The photo above is the Rev.3 PCB, which allows for caps with a lead spacing of either 5mm/0.2″ or 7.5mm/0.3″ to be used to make life easier for DIY. For the build above I used my favourite Wima box film caps, which have a 5mm spacing. Similarly, the PCB layout for the two trimmers can accept the pinouts of several different types of trimmer. The latest PCB is the Rev.4, which is basically identical, but adds a cutout in the top edge to make fitting a DC socket slightly easier.
The PCB measures 106x48mm. It is designed to fit into a Hammond 1590BB enclosure in landscape format. The PCB-mounted pots make the build easier.
Ok, so what do I need to build one?
The only document which you’ll really need is the Flangelicious construction guide.
Here are the full details if you want to tweak the code, do your own PCB, or otherwise experiment with it.
Four-knob classic flanger
- 4KNOBFLANGE.ASM code
- Assembled 4KNOBFLANGE.HEX code from the above to program into a 12F1501 chip
- Datasheet for the 4KNOBFLANGE chip
Experimental Multi-waveform flanger
- MULTIFLANGE.ASM code
- Assembled MULTIFLANGE.HEX code from the above to program into a 12F1501 chip
- Datasheet for the MULTIFLANGE chip
Files common to both versions
- Rev.6 Schematic (Page 1)
- Rev.6 Schematic (Page 2)
- Rev.3 PCB Reference Designators
- Rev.3 PCB Component Values
- Enclosure drilling guide
- Flangelicious construction guide
Update 27th Feb 2016
The third revision of the PCB for this project is now finished, and I’m confident that it’s about as good as it can be. That needs manufacturing and testing, and then a large batch of boards can be made for the shop.
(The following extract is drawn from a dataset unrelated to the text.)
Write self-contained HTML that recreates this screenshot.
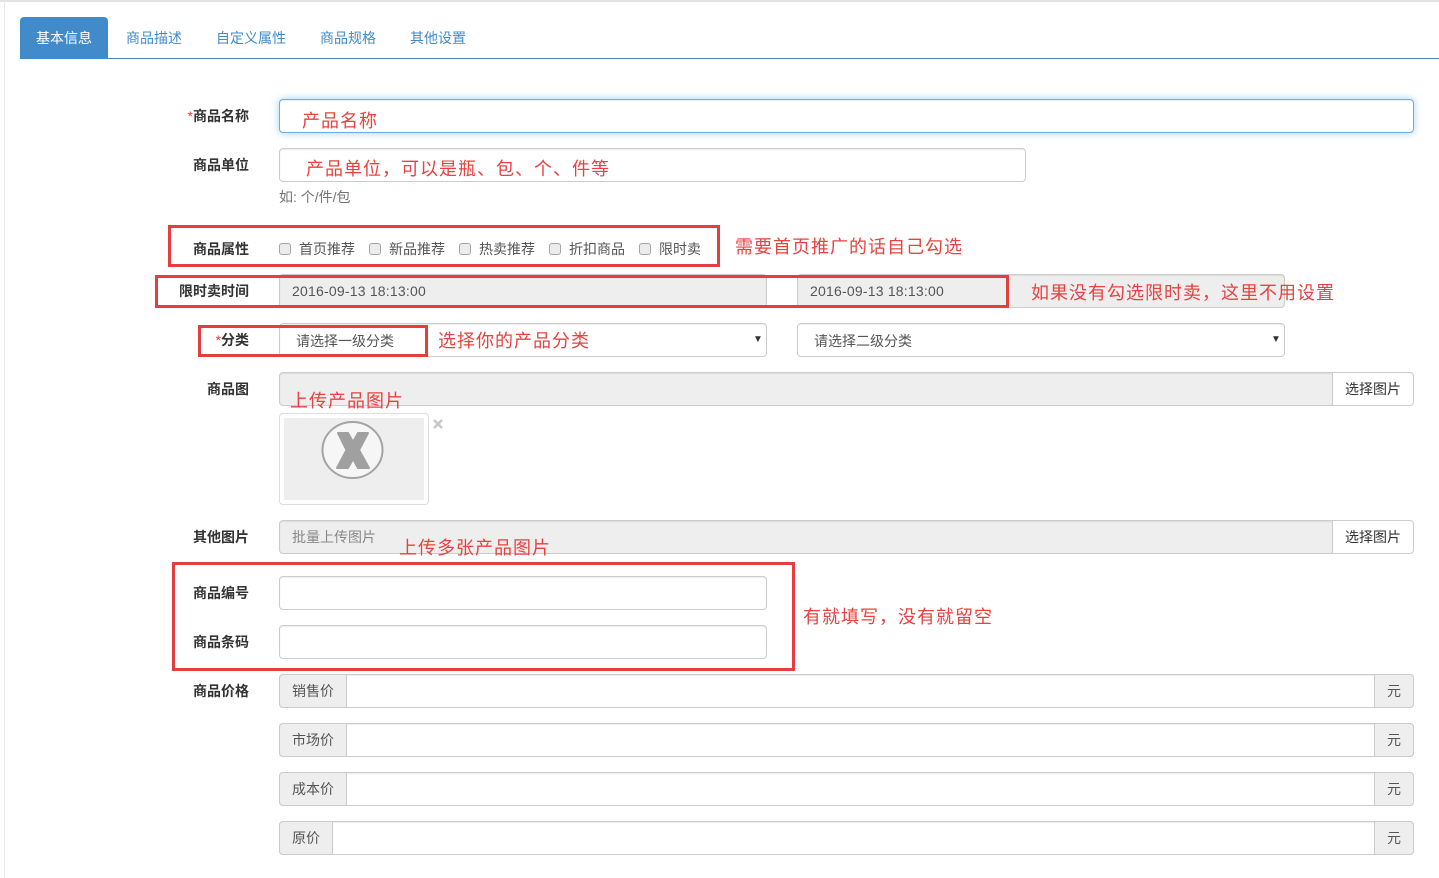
<!DOCTYPE html>
<html lang="zh-CN">
<head>
<meta charset="utf-8">
<title>商品</title>
<style>
html,body{margin:0;padding:0;background:#fff;}
body{width:1439px;height:878px;position:relative;overflow:hidden;font-family:"Liberation Sans","Noto Sans CJK SC",sans-serif;font-size:14px;color:#555;}
.a{position:absolute;box-sizing:border-box;white-space:nowrap;}
.box{position:absolute;box-sizing:border-box;border:1px solid #ccc;border-radius:4px;background:#fff;box-shadow:inset 0 1px 1px rgba(0,0,0,.075);}
.dis{background:#eee;}
.lbl{position:absolute;right:1190px;font-weight:bold;color:#333;font-size:14px;line-height:20px;white-space:nowrap;}
.lbl i{color:#e4393c;font-style:normal;font-weight:normal;}
.tab{position:absolute;top:29px;font-size:14px;line-height:18px;color:#428bca;white-space:nowrap;}
.note{position:absolute;margin-top:1px;color:#e8413f;font-size:18px;line-height:24px;white-space:nowrap;letter-spacing:1px;}
.red{position:absolute;box-sizing:border-box;border:3px solid #e53e3e;}
.t{position:absolute;font-size:14px;line-height:20px;color:#555;white-space:nowrap;}
.ts{letter-spacing:.21px;}
.arr{position:absolute;font-size:10px;line-height:20px;color:#333;white-space:nowrap;}
.cb{position:absolute;box-sizing:border-box;width:12px;height:12px;top:243px;border:1px solid #a5a5a5;border-radius:3px;background:#ececec;}
.addon{position:absolute;box-sizing:border-box;background:#eee;border:1px solid #ccc;font-size:14px;line-height:32px;padding:0 0 0 12px;color:#555;white-space:nowrap;}
</style>
</head>
<body>
<div class="a" style="left:0;top:0;width:1439px;height:2px;background:#e3e3e3;"></div>
<div class="a" style="left:4px;top:0;width:1px;height:878px;background:#e8e8e8;"></div>

<div class="a" style="left:20px;top:58px;width:1419px;height:1px;background:#4a86b8;"></div>
<div class="a" style="left:20px;top:17px;width:88px;height:42px;background:#428bca;border-radius:4px 4px 0 0;"></div>
<div class="tab" style="left:36px;color:#fff;">基本信息</div>
<div class="tab" style="left:126px;">商品描述</div>
<div class="tab" style="left:216px;">自定义属性</div>
<div class="tab" style="left:320px;">商品规格</div>
<div class="tab" style="left:410px;">其他设置</div>

<div class="lbl" style="top:106px;"><i>*</i>商品名称</div>
<div class="box" style="left:279px;top:99px;width:1135px;height:34px;border-color:#66afe9;box-shadow:inset 0 1px 1px rgba(0,0,0,.075),0 0 8px rgba(102,175,233,.6);"></div>
<div class="note" style="left:302px;top:108px;">产品名称</div>

<div class="lbl" style="top:155px;">商品单位</div>
<div class="box" style="left:279px;top:148px;width:747px;height:34px;"></div>
<div class="note" style="left:306px;top:156px;">产品单位，可以是瓶、包、个、件等</div>
<div class="t" style="left:279px;top:187px;color:#737373;">如: 个/件/包</div>

<div class="lbl" style="top:239px;">商品属性</div>
<div class="cb" style="left:279px;"></div><div class="t" style="left:299px;top:239px;">首页推荐</div>
<div class="cb" style="left:369px;"></div><div class="t" style="left:389px;top:239px;">新品推荐</div>
<div class="cb" style="left:459px;"></div><div class="t" style="left:479px;top:239px;">热卖推荐</div>
<div class="cb" style="left:549px;"></div><div class="t" style="left:569px;top:239px;">折扣商品</div>
<div class="cb" style="left:639px;"></div><div class="t" style="left:659px;top:239px;">限时卖</div>
<div class="red" style="left:168px;top:225px;width:552px;height:42px;"></div>
<div class="note" style="left:735px;top:234px;">需要首页推广的话自己勾选</div>

<div class="lbl" style="top:281px;">限时卖时间</div>
<div class="box dis" style="left:279px;top:274px;width:488px;height:34px;"></div>
<div class="t ts" style="left:292px;top:281px;">2016-09-13 18:13:00</div>
<div class="box dis" style="left:797px;top:274px;width:488px;height:34px;"></div>
<div class="t ts" style="left:810px;top:281px;">2016-09-13 18:13:00</div>
<div class="red" style="left:155px;top:275px;width:854px;height:33px;"></div>
<div class="note" style="left:1031px;top:280px;">如果没有勾选限时卖，这里不用设置</div>

<div class="lbl" style="top:330px;"><i>*</i>分类</div>
<div class="box" style="left:279px;top:323px;width:488px;height:34px;"></div>
<div class="t" style="left:296px;top:331px;">请选择一级分类</div>
<div class="arr" style="left:753px;top:330px;">▼</div>
<div class="box" style="left:797px;top:323px;width:488px;height:34px;"></div>
<div class="t" style="left:814px;top:331px;">请选择二级分类</div>
<div class="arr" style="left:1271px;top:330px;">▼</div>
<div class="red" style="left:198px;top:325px;width:230px;height:32px;"></div>
<div class="note" style="left:438px;top:328px;">选择你的产品分类</div>

<div class="lbl" style="top:379px;">商品图</div>
<div class="box dis" style="left:279px;top:372px;width:1054px;height:34px;border-radius:4px 0 0 4px;"></div>
<div class="box" style="left:1332px;top:372px;width:82px;height:34px;border-radius:0 4px 4px 0;box-shadow:none;"></div>
<div class="t" style="left:1345px;top:379px;color:#333;">选择图片</div>
<div class="note" style="left:290px;top:388px;">上传产品图片</div>
<div class="a" style="left:279px;top:413px;width:150px;height:92px;border:1px solid #ddd;border-radius:4px;background:#fff;"></div>
<div class="a" style="left:284px;top:418px;width:140px;height:82px;background:#eee;"></div>
<svg class="a" style="left:318px;top:418px;" width="70" height="64" viewBox="0 0 70 64">
<ellipse cx="34.5" cy="32" rx="30" ry="28" fill="#f6f6f6" stroke="#a3a3a3" stroke-width="2"/>
<path d="M20 15H30L35 24L40 15H50L41 32L51 50H40L35 41L30 50H19L28.5 32Z" fill="#a0a0a0" stroke="#a0a0a0" stroke-width="2" stroke-linejoin="round"/>
</svg>
<svg class="a" style="left:432px;top:418px;" width="12" height="12" viewBox="0 0 12 12">
<path d="M2 2L10 10M10 2L2 10" stroke="#c8c8c8" stroke-width="2.6" fill="none"/>
</svg>

<div class="lbl" style="top:527px;">其他图片</div>
<div class="box dis" style="left:279px;top:520px;width:1054px;height:34px;border-radius:4px 0 0 4px;"></div>
<div class="t" style="left:292px;top:527px;color:#888;">批量上传图片</div>
<div class="box" style="left:1332px;top:520px;width:82px;height:34px;border-radius:0 4px 4px 0;box-shadow:none;"></div>
<div class="t" style="left:1345px;top:527px;color:#333;">选择图片</div>
<div class="note" style="left:399px;top:535px;">上传多张产品图片</div>

<div class="lbl" style="top:583px;">商品编号</div>
<div class="box" style="left:279px;top:576px;width:488px;height:34px;"></div>
<div class="lbl" style="top:632px;">商品条码</div>
<div class="box" style="left:279px;top:625px;width:488px;height:34px;"></div>
<div class="red" style="left:172px;top:562px;width:623px;height:109px;"></div>
<div class="note" style="left:803px;top:604px;">有就填写，没有就留空</div>

<div class="lbl" style="top:681px;">商品价格</div>

<div class="box" style="left:279px;top:674px;width:1135px;height:34px;"></div>
<div class="addon" style="left:279px;top:674px;width:68px;height:34px;border-radius:4px 0 0 4px;">销售价</div>
<div class="addon" style="left:1374px;top:674px;width:40px;height:34px;border-radius:0 4px 4px 0;">元</div>

<div class="box" style="left:279px;top:723px;width:1135px;height:34px;"></div>
<div class="addon" style="left:279px;top:723px;width:68px;height:34px;border-radius:4px 0 0 4px;">市场价</div>
<div class="addon" style="left:1374px;top:723px;width:40px;height:34px;border-radius:0 4px 4px 0;">元</div>

<div class="box" style="left:279px;top:772px;width:1135px;height:34px;"></div>
<div class="addon" style="left:279px;top:772px;width:68px;height:34px;border-radius:4px 0 0 4px;">成本价</div>
<div class="addon" style="left:1374px;top:772px;width:40px;height:34px;border-radius:0 4px 4px 0;">元</div>

<div class="box" style="left:279px;top:821px;width:1135px;height:34px;"></div>
<div class="addon" style="left:279px;top:821px;width:54px;height:34px;border-radius:4px 0 0 4px;">原价</div>
<div class="addon" style="left:1374px;top:821px;width:40px;height:34px;border-radius:0 4px 4px 0;">元</div>
</body>
</html>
The new board has improved BBD filtering, and allows for caps with a lead spacing of either 5mm/0.2″ or 7.5mm/0.3″ to be used to make life easier for DIY.
Update 24th May 2016
This page has been heavily revised to reflect my decision to have both versions of the chip available. There will further updates shortly as the construction guide and other documents get listed.